To take a picture, you tap it once to load the camera. Then you press it to take a photo—complete with haptic feedback of a mechanical shutter. On the iPhone Pro, you’ll even be able to press the button halfway to focus, just like on a traditional DSLR camera.
When you’re not clicking the shutter, you can slide your finger to zoom-in while a small, notch-like UI pops on the screen called Camera Control, which reveals a virtual radial dial. (Tap twice, and you can bring up more settings, like depth of field and exposure. Meanwhile, third-party apps, like Snapchat, can also program this button for custom controls in their own context.)

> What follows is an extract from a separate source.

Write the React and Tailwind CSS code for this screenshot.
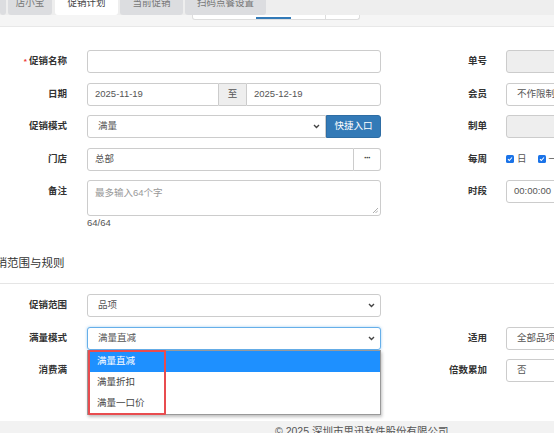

From the looks of Apple’s demonstration, photos will be easier and faster to take. For those wanting to turn their phone from portrait to landscape mode, the ergonomics at play speak for themselves. Suddenly, the iPhone looks less like an iPhone and more like a traditional-film camera, comfortably balanced in your hand with the shutter button right on top where it lived for the decades that preceded our smartphone revolution.
Now, Apple power users will quickly point out that you could already take a photo using your volume buttons, or even program the Action Button to pull up your camera. But very few people actually customize any function of their phone. To assign the camera shutter a dedicated button will ensure the vast majority of us actually use it.
But the longer play here seems about more than just photos. During Apple’s iPhone event, the company also demonstrated a “visual intelligence” feature that allows you to photograph a concert poster while it pulls dates of that concert and adds it to your calendar, or combines photographing a restaurant with googling more about it, automatically. Exactly how these functions will interact or overlap with third-party apps, which can also assign functions to this button, is still unclear.
In other words, Camera Control is a gateway to visual AI. It’s a way to bring artificial/Apple Intelligence literally closer to our fingertips and our captured media, making visual search and analysis that much more accessible. In other words, this new Camera Button could be the most significant, seemingly tiny design decision Apple has made in years.